The case is made throughout that organising is essentially a transformational strategy, whereas mobilising tends to lead to transactional change. Mobilising is about generating maximum action, whereas organising has wider goals, and wider effects.

This highlights that NGOs operating in sectors where there is concern about levels of public support could helpfully go beyond the current dominant interest in how NGOs themselves communicate (through discussions about framing etc.) and give more attention to how they structure themselves and their relationships with supporters.



  1. Sam Diener says:

    This is a useful and thought-provoking summary of a book I’m interested in reading. On some categories I understand how come the question is posed as mobilizing vs. organizing, especially in terms of questions of a centralized vs. a decentralized structure. I do see somewhat of a dichotomy with many organizations that I could pigeon-hole fitting better into one of these types or another. And yet, there are many other groups that I don’t think fit well in just one of these categories.

    Within most of the rows above, when it comes to what I believe is vital, I resist the binary categorization. For example, to make deep transformational changes in the structures of society, I believe we need to BOTH cast a wide net and intensively develop leadership. And in terms of our measures of success, I don’t think mere numbers taking action nor transformations in individuals are sufficient, though they are important: we need to evaluate progress towards achieving strategic campaign and empowerment goals, while also evaluating how well we’re treating each other and involving new people in the process.

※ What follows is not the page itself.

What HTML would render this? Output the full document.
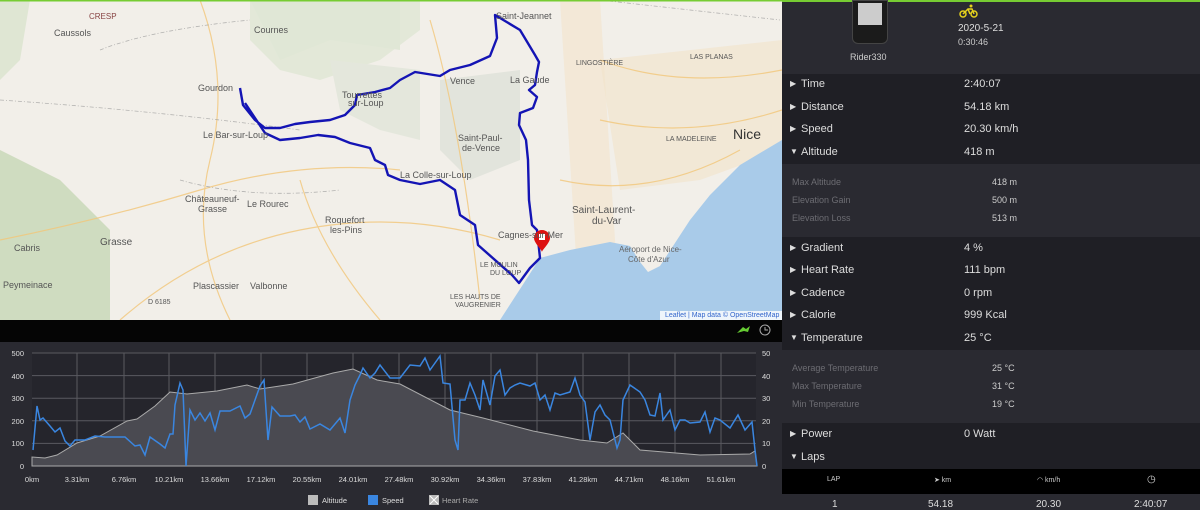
<!DOCTYPE html>
<html><head><meta charset="utf-8"><style>
*{margin:0;padding:0;box-sizing:border-box}
body{width:1200px;height:509px;overflow:hidden;background:#2a2a31;font-family:"Liberation Sans",sans-serif;position:relative}
.map{position:absolute;left:0;top:0;width:782px;height:320px;background:#f1eee8;overflow:hidden}
.ml{position:absolute;font-size:9px;color:#555;white-space:nowrap}
.panel{position:absolute;left:782px;top:0;width:418px;height:509px;background:#1f1f25}
.row{position:absolute;left:0;width:418px;font-size:11px;color:#ddd}
.row .l{position:absolute;left:19px}
.row .v{position:absolute;left:182px}
.row .a{position:absolute;left:8px;font-size:8px;top:1px}
.sub{position:absolute;left:0;width:418px;font-size:9px;color:#6c6c72}
.sub .v{position:absolute;left:210px;color:#ccc}
.sub .l{position:absolute;left:10px}
</style></head><body>
<div class="map">
<svg width="782" height="320" style="position:absolute;left:0;top:0">
<rect width="782" height="320" fill="#f2efe9"/>
<path d="M250 0 L420 0 L420 30 L380 60 L320 80 L280 70 L250 40Z" fill="#dfe6d3" opacity=".8"/>
<path d="M0 150 L60 180 L110 230 L110 320 L0 320Z" fill="#cfdcc0"/>
<path d="M0 0 L30 0 L20 60 L0 80Z" fill="#dfe6d3"/>
<path d="M250 0 L400 0 L400 50 L330 40 L280 60Z" fill="#e0e7d6"/>
<path d="M330 60 L420 70 L420 140 L380 130 L340 110Z" fill="#e4e7dc"/>
<path d="M440 80 L520 70 L520 160 L470 180 L440 150Z" fill="#e2e4dc"/>
<path d="M560 0 L600 0 L620 320 L580 320Z" fill="#f3e6cf" opacity=".7"/>
<path d="M600 60 L782 40 L782 150 L700 180 L620 190Z" fill="#f1e3c9" opacity=".6"/>
<path d="M500 320 L522 286 L540 258 L570 250 L610 242 L630 246 L640 262 L648 272 L660 266 L690 220 L710 195 L740 165 L782 140 L782 320Z" fill="#a9cbe9"/>
<g fill="none" stroke="#f2c77a" stroke-width="1.2" opacity=".8">
<path d="M0 240 Q100 220 200 190 T400 170"/><path d="M120 320 Q200 250 300 230 T500 240"/>
<path d="M200 0 Q230 80 210 160 T230 320"/><path d="M600 60 Q680 90 782 70"/><path d="M600 120 Q690 140 782 110"/>
<path d="M560 180 Q650 200 740 150"/><path d="M430 20 Q460 120 480 300"/><path d="M300 180 Q320 250 380 320"/>
</g>
<g fill="none" stroke="#999" stroke-width=".8" stroke-dasharray="4 2 1 2" opacity=".7">
<path d="M0 100 Q150 110 300 130"/><path d="M100 50 Q150 30 250 20"/><path d="M180 180 Q250 200 340 190"/><path d="M600 0 L780 20"/>
</g>
<g fill="none" stroke="#1414b4" stroke-width="2.4" stroke-linejoin="round">
<path d="M240 88 L243 105 L255 120 L265 128 L280 128 L295 124 L310 122 L330 120 L345 115 L355 105 L357 95 L375 92 L390 88 L400 80 L415 72 L440 76 L450 70 L470 65 L490 56 L497 38 L495 15 L520 30 L535 55 L539 62 L537 72 L535 85 L529 90 L537 97 L533 108 L520 113 L519 125 L526 140 L528 160 L529 200 L532 225 L537 230 L540 258 L530 268 L519 283 L512 275 L478 245 L475 225 L460 215 L455 190 L440 180 L420 184 L400 180 L388 175 L385 165 L375 160 L370 148 L350 143 L335 137 L318 135 L300 138 L280 140 L265 133 L255 118 L245 103"/>
</g>
<path d="M542 230 c-5 0 -8 4 -8 8 c0 5 8 12 8 14 c0 -2 8 -9 8 -14 c0 -4 -3 -8 -8 -8z" fill="#d11"/>
<rect x="539" y="234" width="6" height="6" fill="#fff"/>
<rect x="660" y="311" width="122" height="9" fill="#fff" opacity=".8"/>
<rect x="0" y="0" width="782" height="1.5" fill="#7c3"/>
</svg>
<div class="ml" style="left:54px;top:28px">Caussols</div>
<div class="ml" style="left:89px;top:12px;font-size:8px;color:#844">CRESP</div>
<div class="ml" style="left:254px;top:25px">Cournes</div>
<div class="ml" style="left:198px;top:83px">Gourdon</div>
<div class="ml" style="left:342px;top:90px">Tourrettes</div><div class="ml" style="left:348px;top:98px">sur-Loup</div>
<div class="ml" style="left:203px;top:130px">Le Bar-sur-Loup</div>
<div class="ml" style="left:185px;top:194px">Châteauneuf-</div><div class="ml" style="left:198px;top:204px">Grasse</div>
<div class="ml" style="left:247px;top:199px">Le Rourec</div>
<div class="ml" style="left:325px;top:215px">Roquefort</div><div class="ml" style="left:330px;top:225px">les-Pins</div>
<div class="ml" style="left:100px;top:237px;font-size:10px">Grasse</div>
<div class="ml" style="left:14px;top:243px">Cabris</div>
<div class="ml" style="left:3px;top:280px">Peymeinace</div>
<div class="ml" style="left:193px;top:281px">Plascassier</div>
<div class="ml" style="left:250px;top:281px">Valbonne</div>
<div class="ml" style="left:148px;top:299px;font-size:7px">D 6185</div>
<div class="ml" style="left:450px;top:76px">Vence</div>
<div class="ml" style="left:510px;top:75px">La Gaude</div>
<div class="ml" style="left:496px;top:11px">Saint-Jeannet</div>
<div class="ml" style="left:458px;top:133px">Saint-Paul-</div><div class="ml" style="left:462px;top:143px">de-Vence</div>
<div class="ml" style="left:400px;top:170px">La Colle-sur-Loup</div>
<div class="ml" style="left:498px;top:230px">Cagnes-sur-Mer</div>
<div class="ml" style="left:572px;top:205px;font-size:10px">Saint-Laurent-</div><div class="ml" style="left:592px;top:216px;font-size:10px">du-Var</div>
<div class="ml" style="left:619px;top:245px;font-size:8px;color:#666">Aéroport de Nice-</div><div class="ml" style="left:628px;top:255px;font-size:8px;color:#666">Côte d'Azur</div>
<div class="ml" style="left:733px;top:126px;font-size:14px;color:#333">Nice</div>
<div class="ml" style="left:576px;top:60px;font-size:7px">LINGOSTIÈRE</div>
<div class="ml" style="left:690px;top:54px;font-size:7px">LAS PLANAS</div>
<div class="ml" style="left:666px;top:136px;font-size:7px">LA MADELEINE</div>
<div class="ml" style="left:480px;top:262px;font-size:7px">LE MOULIN</div><div class="ml" style="left:490px;top:270px;font-size:7px">DU LOUP</div>
<div class="ml" style="left:450px;top:294px;font-size:7px">LES HAUTS DE</div><div class="ml" style="left:455px;top:302px;font-size:7px">VAUGRENIER</div>
<div class="ml" style="left:665px;top:312px;font-size:7px;color:#36c">Leaflet | Map data © OpenStreetMap</div>
</div>
<div style="position:absolute;left:0;top:320px;width:782px;height:22px;background:#050505"></div>
<svg style="position:absolute;left:0;top:320px" width="782" height="22"><path d="M737 13 l6 -6 l3 2 l4 -3 l-2 6 l-4 -1z" fill="#6c3"/><circle cx="765" cy="10" r="5" fill="none" stroke="#aaa"/><path d="M765 7 v3 h3" stroke="#aaa" fill="none"/></svg>
<svg style="position:absolute;left:0;top:342px" width="782" height="167" font-family="Liberation Sans" font-size="7.5" fill="#ddd">
<rect x="32" y="11" width="724" height="113" fill="#25252c"/>
<g stroke="#5a5a60" stroke-width="1"><line x1="32" y1="11" x2="756" y2="11"/><line x1="32" y1="33.6" x2="756" y2="33.6"/><line x1="32" y1="56.2" x2="756" y2="56.2"/><line x1="32" y1="78.8" x2="756" y2="78.8"/><line x1="32" y1="101.4" x2="756" y2="101.4"/>
<path d="M77 11V124M124 11V124M169 11V124M215 11V124M261 11V124M307 11V124M353 11V124M399 11V124M445 11V124M491 11V124M537 11V124M583 11V124M629 11V124M675 11V124M721 11V124"/></g>
<path d="M32 124 L32 115 L45 116 L57 113 L77 101 L100 94 L127 79 L137 77 L155 64 L170 50 L187 52 L217 49 L247 43 L260 47 L293 42 L333 31 L353 27 L377 38 L400 42 L450 68 L483 76 L533 89 L580 98 L607 101 L623 91 L640 108 L700 113 L750 112 L755 109 L757 124Z" fill="#4a4a51" stroke="#aaa" stroke-width="1"/>
<polyline fill="none" stroke="#3a86e0" stroke-width="1.5" points="33,108 37,64 40,78 43,76 50,84 55,90 60,86 65,99 70,104 75,98 85,98 95,94 105,95 115,95 125,95 135,104 140,103 145,113 150,95 160,102 165,106 170,92 173,92 175,63 180,41 183,48 186,124 190,68 195,78 200,71 205,79 210,71 215,88 220,69 230,69 240,64 245,76 250,72 255,58 260,44 264,38 268,98 272,65 280,74 290,74 295,73 300,80 305,75 310,87 320,82 330,88 340,76 345,91 350,58 355,43 360,33 363,26 370,36 375,31 380,23 390,36 400,36 410,23 420,24 425,16 430,28 440,14 443,41 450,42 455,98 458,108 460,58 465,58 470,41 475,53 480,68 483,38 490,63 495,34 500,28 505,53 510,46 515,43 520,41 530,44 535,41 540,58 545,53 550,68 555,51 560,53 570,50 575,36 580,53 585,60 590,98 595,70 600,63 605,73 610,78 615,98 617,106 620,98 623,58 630,43 640,50 645,58 650,73 655,74 660,51 663,78 670,68 675,88 680,78 685,78 690,81 700,80 705,70 710,90 715,76 720,78 730,86 738,73 745,88 752,80 755,108 757,124"/>
<g text-anchor="end"><text x="24" y="14">500</text><text x="24" y="37">400</text><text x="24" y="59">300</text><text x="24" y="82">200</text><text x="24" y="104">100</text><text x="24" y="127">0</text></g>
<g><text x="762" y="14">50</text><text x="762" y="37">40</text><text x="762" y="59">30</text><text x="762" y="82">20</text><text x="762" y="104">10</text><text x="762" y="127">0</text></g>
<g text-anchor="middle"><text x="32" y="140">0km</text><text x="77" y="140">3.31km</text><text x="124" y="140">6.76km</text><text x="169" y="140">10.21km</text><text x="215" y="140">13.66km</text><text x="261" y="140">17.12km</text><text x="307" y="140">20.55km</text><text x="353" y="140">24.01km</text><text x="399" y="140">27.48km</text><text x="445" y="140">30.92km</text><text x="491" y="140">34.36km</text><text x="537" y="140">37.83km</text><text x="583" y="140">41.28km</text><text x="629" y="140">44.71km</text><text x="675" y="140">48.16km</text><text x="721" y="140">51.61km</text></g>
<rect x="308" y="153" width="10" height="10" fill="#bbb"/><text x="322" y="161">Altitude</text>
<rect x="368" y="153" width="10" height="10" fill="#3a86e0"/><text x="382" y="161">Speed</text>
<rect x="429" y="153" width="10" height="10" fill="#bbb"/><path d="M430 154l8 8M438 154l-8 8" stroke="#fff"/><text x="442" y="161" fill="#aaa">Heart Rate</text>
</svg>
<div class="panel">
<div style="position:absolute;left:0;top:0;width:418px;height:74px;background:#2a2a31"></div>
<div style="position:absolute;left:0;top:0;width:418px;height:1.5px;background:#7c3"></div>
<div style="position:absolute;left:70px;top:0;width:36px;height:44px;background:#1b1b1b;border-radius:0 0 6px 6px;border:1px solid #444"><div style="margin:2px 5px;height:22px;background:#ccc"></div></div>
<div style="position:absolute;left:68px;top:52px;font-size:9px;color:#ccc">Rider330</div>
<svg style="position:absolute;left:177px;top:4px" width="20" height="14"><circle cx="4" cy="10" r="3" fill="none" stroke="#e6d21d" stroke-width="1.5"/><circle cx="15" cy="10" r="3" fill="none" stroke="#e6d21d" stroke-width="1.5"/><path d="M4 10 L9 5 L13 5 L15 10 M9 5 L11 10" stroke="#e6d21d" stroke-width="1.5" fill="none"/><circle cx="12" cy="2" r="1.5" fill="#e6d21d"/></svg>
<div style="position:absolute;left:176px;top:23px;font-size:10px;color:#ddd">2020-5-21</div>
<div style="position:absolute;left:176px;top:37px;font-size:9px;color:#ccc">0:30:46</div>
<div style="position:absolute;left:0;top:164px;width:418px;height:73px;background:#2a2a31"></div>
<div style="position:absolute;left:0;top:350px;width:418px;height:73px;background:#2a2a31"></div>
<div style="position:absolute;left:0;top:469px;width:418px;height:25px;background:#000"></div>
<div style="position:absolute;left:0;top:494px;width:418px;height:15px;background:#2a2a31"></div>
<div class="row" style="top:78px"><span class="a">▶</span><span class="l">Time</span><span class="v">2:40:07</span></div>
<div class="row" style="top:101px"><span class="a">▶</span><span class="l">Distance</span><span class="v">54.18 km</span></div>
<div class="row" style="top:123px"><span class="a">▶</span><span class="l">Speed</span><span class="v">20.30 km/h</span></div>
<div class="row" style="top:146px"><span class="a">▼</span><span class="l">Altitude</span><span class="v">418 m</span></div>
<div class="sub" style="top:177px"><span class="l">Max Altitude</span><span class="v">418 m</span></div>
<div class="sub" style="top:195px"><span class="l">Elevation Gain</span><span class="v">500 m</span></div>
<div class="sub" style="top:213px"><span class="l">Elevation Loss</span><span class="v">513 m</span></div>
<div class="row" style="top:242px"><span class="a">▶</span><span class="l">Gradient</span><span class="v">4 %</span></div>
<div class="row" style="top:264px"><span class="a">▶</span><span class="l">Heart Rate</span><span class="v">111 bpm</span></div>
<div class="row" style="top:287px"><span class="a">▶</span><span class="l">Cadence</span><span class="v">0 rpm</span></div>
<div class="row" style="top:309px"><span class="a">▶</span><span class="l">Calorie</span><span class="v">999 Kcal</span></div>
<div class="row" style="top:332px"><span class="a">▼</span><span class="l">Temperature</span><span class="v">25 °C</span></div>
<div class="sub" style="top:363px"><span class="l">Average Temperature</span><span class="v">25 °C</span></div>
<div class="sub" style="top:381px"><span class="l">Max Temperature</span><span class="v">31 °C</span></div>
<div class="sub" style="top:399px"><span class="l">Min Temperature</span><span class="v">19 °C</span></div>
<div class="row" style="top:428px"><span class="a">▶</span><span class="l">Power</span><span class="v">0 Watt</span></div>
<div class="row" style="top:451px"><span class="a">▼</span><span class="l">Laps</span></div>
<div style="position:absolute;top:476px;left:45px;font-size:7px;color:#ccc">LAP</div>
<div style="position:absolute;top:476px;left:152px;font-size:7px;color:#ccc">➤ km</div>
<div style="position:absolute;top:476px;left:255px;font-size:7px;color:#ccc">◠ km/h</div>
<div style="position:absolute;top:474px;left:365px;font-size:10px;color:#ccc">◷</div>
<div style="position:absolute;top:499px;left:50px;font-size:10px;color:#ddd">1</div>
<div style="position:absolute;top:499px;left:146px;font-size:10px;color:#ddd">54.18</div>
<div style="position:absolute;top:499px;left:254px;font-size:10px;color:#ddd">20.30</div>
<div style="position:absolute;top:499px;left:352px;font-size:10px;color:#ddd">2:40:07</div>
</div>
</body></html>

    I don’t know whether I’m critiquing this write-up or the book itself, since I haven’t read the latter yet.

    • Jim says:

      Thanks for your comment; i definitely recommend you read the book; this is very much a simplified summary.

      As i briefly reference in the post, but don’t really stress, Hahrie Han found that some of the organisations she looked at essentially employ both strategies, as you are saying – it’s not a binary choice.

      Drawing on her analysis a bit more, you could say that mobilising in isolation is a viable strategy under certain condtions eg where don’t know need consistent engagement or more intensive activism to bring the sort of influence to bear that’s needed , or if you have other sources of power to draw on.So there are contexts in which organisations can achieve their goals without investing in creating leadership structures. But there are limitations to the kind of progress you can make through mobilising strategies alone.

      I was stressing the distinction in the post because i think it helpfully can make explicit strategic choices being made, that organisations otherwise might ‘fall into’.

      In terms of how you might assess the approach, and measures of success – i was just highlighting here the supporter-related element of the campaign, rather than wider progress/effectiveness measures, which as you are saying, in both cases, you’d want to be on top of (i.e. are we making progress and achieving campaign goals).